◆ What to produce ◆
Write every line out verbatim and omit the pictures.

◆ Provided data ◆
◆ ◆ ◆

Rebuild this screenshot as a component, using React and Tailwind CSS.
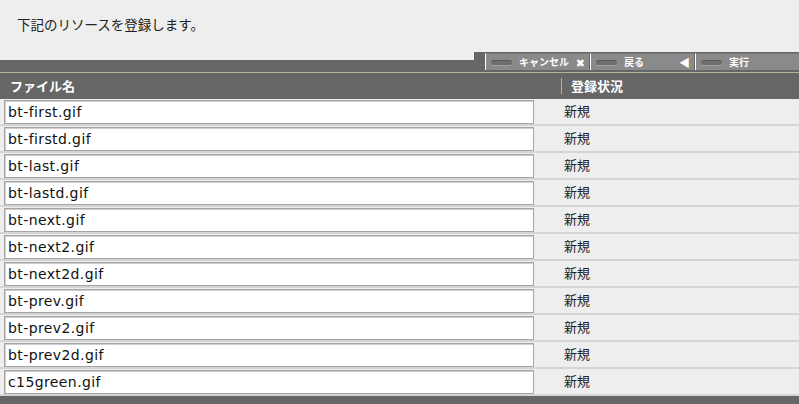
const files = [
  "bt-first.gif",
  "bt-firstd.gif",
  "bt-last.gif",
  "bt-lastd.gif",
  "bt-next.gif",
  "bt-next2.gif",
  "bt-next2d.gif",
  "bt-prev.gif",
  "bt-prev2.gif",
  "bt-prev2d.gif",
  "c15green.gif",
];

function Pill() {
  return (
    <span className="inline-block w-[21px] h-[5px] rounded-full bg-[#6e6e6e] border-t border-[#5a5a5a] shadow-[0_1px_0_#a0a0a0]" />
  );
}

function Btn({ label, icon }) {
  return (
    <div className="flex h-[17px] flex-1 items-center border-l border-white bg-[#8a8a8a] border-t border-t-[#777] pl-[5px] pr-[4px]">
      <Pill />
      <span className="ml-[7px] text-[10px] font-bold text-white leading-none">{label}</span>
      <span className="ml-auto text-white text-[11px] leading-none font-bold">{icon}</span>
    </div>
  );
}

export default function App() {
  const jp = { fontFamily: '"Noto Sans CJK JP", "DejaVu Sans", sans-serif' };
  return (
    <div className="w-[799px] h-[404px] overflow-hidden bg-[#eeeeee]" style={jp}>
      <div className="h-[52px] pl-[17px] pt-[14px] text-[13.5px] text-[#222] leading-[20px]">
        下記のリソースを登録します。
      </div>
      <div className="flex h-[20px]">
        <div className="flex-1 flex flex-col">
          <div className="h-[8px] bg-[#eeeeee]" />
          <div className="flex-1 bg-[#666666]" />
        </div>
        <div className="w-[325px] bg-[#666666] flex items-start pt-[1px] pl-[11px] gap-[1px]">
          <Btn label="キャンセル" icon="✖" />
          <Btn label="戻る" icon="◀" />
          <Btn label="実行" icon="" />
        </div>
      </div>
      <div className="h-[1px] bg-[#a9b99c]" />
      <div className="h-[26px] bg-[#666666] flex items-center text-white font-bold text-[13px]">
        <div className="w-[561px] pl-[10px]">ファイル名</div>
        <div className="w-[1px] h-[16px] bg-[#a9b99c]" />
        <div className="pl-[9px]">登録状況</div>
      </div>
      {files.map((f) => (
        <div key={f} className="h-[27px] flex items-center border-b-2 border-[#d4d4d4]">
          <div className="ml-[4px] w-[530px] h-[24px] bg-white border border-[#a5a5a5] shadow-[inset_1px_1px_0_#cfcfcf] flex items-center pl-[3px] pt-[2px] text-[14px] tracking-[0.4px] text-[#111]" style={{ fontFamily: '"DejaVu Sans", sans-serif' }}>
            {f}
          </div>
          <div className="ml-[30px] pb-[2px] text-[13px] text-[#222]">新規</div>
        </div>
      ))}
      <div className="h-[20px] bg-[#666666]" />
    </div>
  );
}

◆ ◆ ◆

◆ Response to the exercise ◆
Rebuild this screenshot as a component, using React and Tailwind CSS.
const files = [
  "bt-first.gif",
  "bt-firstd.gif",
  "bt-last.gif",
  "bt-lastd.gif",
  "bt-next.gif",
  "bt-next2.gif",
  "bt-next2d.gif",
  "bt-prev.gif",
  "bt-prev2.gif",
  "bt-prev2d.gif",
  "c15green.gif",
];

function Pill() {
  return (
    <span className="inline-block w-[21px] h-[5px] rounded-full bg-[#6e6e6e] border-t border-[#5a5a5a] shadow-[0_1px_0_#a0a0a0]" />
  );
}

function Btn({ label, icon }) {
  return (
    <div className="flex h-[17px] flex-1 items-center border-l border-white bg-[#8a8a8a] border-t border-t-[#777] pl-[5px] pr-[4px]">
      <Pill />
      <span className="ml-[7px] text-[10px] font-bold text-white leading-none">{label}</span>
      <span className="ml-auto text-white text-[11px] leading-none font-bold">{icon}</span>
    </div>
  );
}

export default function App() {
  const jp = { fontFamily: '"Noto Sans CJK JP", "DejaVu Sans", sans-serif' };
  return (
    <div className="w-[799px] h-[404px] overflow-hidden bg-[#eeeeee]" style={jp}>
      <div className="h-[52px] pl-[17px] pt-[14px] text-[13.5px] text-[#222] leading-[20px]">
        下記のリソースを登録します。
      </div>
      <div className="flex h-[20px]">
        <div className="flex-1 flex flex-col">
          <div className="h-[8px] bg-[#eeeeee]" />
          <div className="flex-1 bg-[#666666]" />
        </div>
        <div className="w-[325px] bg-[#666666] flex items-start pt-[1px] pl-[11px] gap-[1px]">
          <Btn label="キャンセル" icon="✖" />
          <Btn label="戻る" icon="◀" />
          <Btn label="実行" icon="" />
        </div>
      </div>
      <div className="h-[1px] bg-[#a9b99c]" />
      <div className="h-[26px] bg-[#666666] flex items-center text-white font-bold text-[13px]">
        <div className="w-[561px] pl-[10px]">ファイル名</div>
        <div className="w-[1px] h-[16px] bg-[#a9b99c]" />
        <div className="pl-[9px]">登録状況</div>
      </div>
      {files.map((f) => (
        <div key={f} className="h-[27px] flex items-center border-b-2 border-[#d4d4d4]">
          <div className="ml-[4px] w-[530px] h-[24px] bg-white border border-[#a5a5a5] shadow-[inset_1px_1px_0_#cfcfcf] flex items-center pl-[3px] pt-[2px] text-[14px] tracking-[0.4px] text-[#111]" style={{ fontFamily: '"DejaVu Sans", sans-serif' }}>
            {f}
          </div>
          <div className="ml-[30px] pb-[2px] text-[13px] text-[#222]">新規</div>
        </div>
      ))}
      <div className="h-[20px] bg-[#666666]" />
    </div>
  );
}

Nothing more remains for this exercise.